Gregor Fuhs, Institute for Industrial Management

Title: Proactive Fault Management by Big Data Usage


Presentation aims are the usage of Big Data in the research project BigPro and hereby expected benefits. For this purpose, the definition of Big Data in based on the research of FIR institute will be presented and delimited for the Smart Data Concept. That within the program „IKT 2020 – Forschung für Innovationen“ of the Federal Ministry for Education and Research funded project BigPro develops a proactive fault management based on Big Data methods in the field of production in order to reduce disruption and the amount of rework. This will be done by analyzing Real-Time Data and calculating potentially occurring faults in the production processes. The advantage lies herein that errors in components are found not only in the subsequent analysis, but a possible improvement can be instructed early on such that no longer on a faulty process step followed process steps will be preformed with defective product parts. In the outlook will be presented, how to develop new business models in the age of industry 4.0 based on intelligent networking and the use of Big Data or Smart Data.
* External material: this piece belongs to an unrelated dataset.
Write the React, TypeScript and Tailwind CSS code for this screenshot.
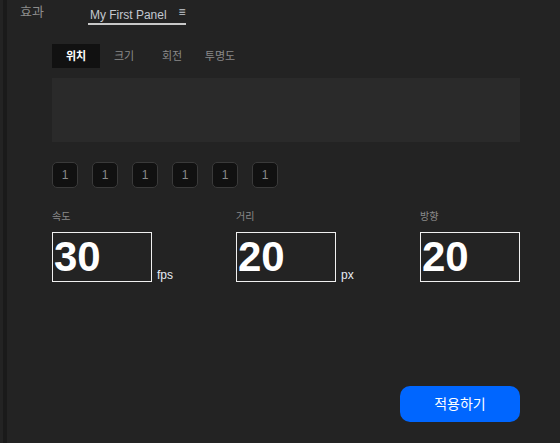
const tabs = ["위치", "크기", "회전", "투명도"];
const chips = [1, 1, 1, 1, 1, 1];
const fields = [
  { label: "속도", value: "30", unit: "fps" },
  { label: "거리", value: "20", unit: "px" },
  { label: "방향", value: "20", unit: "" },
];

export default function App() {
  return (
    <div
      className="flex h-[443px] w-[560px] overflow-hidden bg-[#232323]"
      style={{ fontFamily: '"Liberation Sans", "Noto Sans CJK KR", sans-serif' }}
    >
      {/* left dock edge */}
      <div className="ml-[3px] w-[4px] shrink-0 bg-[#1a1a1a]" />

      <div className="flex flex-1 flex-col">
        {/* panel header */}
        <div className="flex h-[26px] items-start pl-[13px]">
          <span className="mt-[4px] text-[13px] leading-[16px] text-[#8c8c8c]">효과</span>
          <div className="ml-[44px] mt-[8px] flex h-[17px] w-[98px] items-start border-b-2 border-[#c8c8c8] pl-[2px]">
            <span className="text-[12px] leading-[14px] text-[#c4c8d0]">My First Panel</span>
            <span className="ml-[12px] mt-[-3px] text-[12px] leading-[14px] text-[#c4c8d0]">≡</span>
          </div>
        </div>

        <div className="flex flex-col pl-[45px] pr-[40px]">
          {/* tabs */}
          <div className="mt-[18px] flex">
            {tabs.map((t, i) => (
              <div
                key={t}
                className={`flex h-[24px] w-[48px] items-center justify-center text-[11px] ${
                  i === 0 ? "bg-[#111111] font-bold text-white" : "text-[#8a8a8a]"
                }`}
              >
                {t}
              </div>
            ))}
          </div>

          {/* preview area */}
          <div className="mt-[10px] h-[64px] w-[468px] bg-[#2a2a2a]" />

          {/* chips */}
          <div className="mt-[20px] flex gap-[14px]">
            {chips.map((c, i) => (
              <div
                key={i}
                className="flex h-[26px] w-[26px] items-center justify-center rounded-[5px] border border-[#3a3a3a] bg-[#111111] text-[12px] text-[#8a8a8a]"
              >
                {c}
              </div>
            ))}
          </div>

          {/* fields */}
          <div className="mt-[22px] grid grid-cols-[184px_184px_100px]">
            {fields.map((f) => (
              <div key={f.label} className="flex flex-col">
                <span className="text-[10px] leading-[14px] text-[#8a8a8a]">{f.label}</span>
                <div className="mt-[8px] flex items-end">
                  <div className="flex h-[50px] w-[100px] items-center border border-[#f0f0f0] pl-[1px]">
                    <span className="text-[42px] font-bold leading-none text-white">{f.value}</span>
                  </div>
                  {f.unit && (
                    <span className="mb-[0px] ml-[5px] text-[12px] leading-[14px] text-[#e8ecf4]">{f.unit}</span>
                  )}
                </div>
              </div>
            ))}
          </div>

          {/* apply */}
          <div className="mt-[104px] flex justify-end">
            <button className="h-[36px] w-[120px] rounded-[10px] bg-[#0066ff] text-[14px] text-white">
              적용하기
            </button>
          </div>
        </div>
      </div>
    </div>
  );
}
Prof. Dr. med. Danilo Bzdok, Klinik für Psychiatrie, Psychotherapie und Psychosomatik

Title: Learning generative statistical models from brain imaging repositories


Neuroimaging datasets are constantly increasing in resolution, sample size, multi-modality, and meta-information complexity. This opens the brain imaging field to a more data-driven machine-learning regime (e.g., minibatch optimization, structured sparsity, deep learning), while analysis methods from the domain of classical statistics remain dominant (e.g., ANOVA, Pearson correlation, Student's t-test). Special interest may lie in the statistical learning of scalable generative models that explain brain function and structure. Instead of merely solving classification and regression tasks, they could explicitly capture properties of the data-generating neurobiological mechanisms. Python-implemented examples for such supervised and semisupervised machine-learning techniques will be provided as applications to the currently biggest neuroimaging dataset from the Human Connectome Project (HCP) data-collection initiative. The emphasis will be put on the feasability of deep neural networks and semisupervised architectures in imaging neuroscience. The successful extraction of structured knowledge from current and future large-scale neuroimaging datasets will be a critical prerequisite for our understanding of human brain organization in healthy populations and psychiatric/neurological disease.

Dr. Arash Behboodi, Institute of Theoretical Information Technology

Title: Heterogeneous Networks: A Big Data Perspective


In this talk, we present an overview of how the big datasets provided by operators can be utilized to address various challenges of future networks.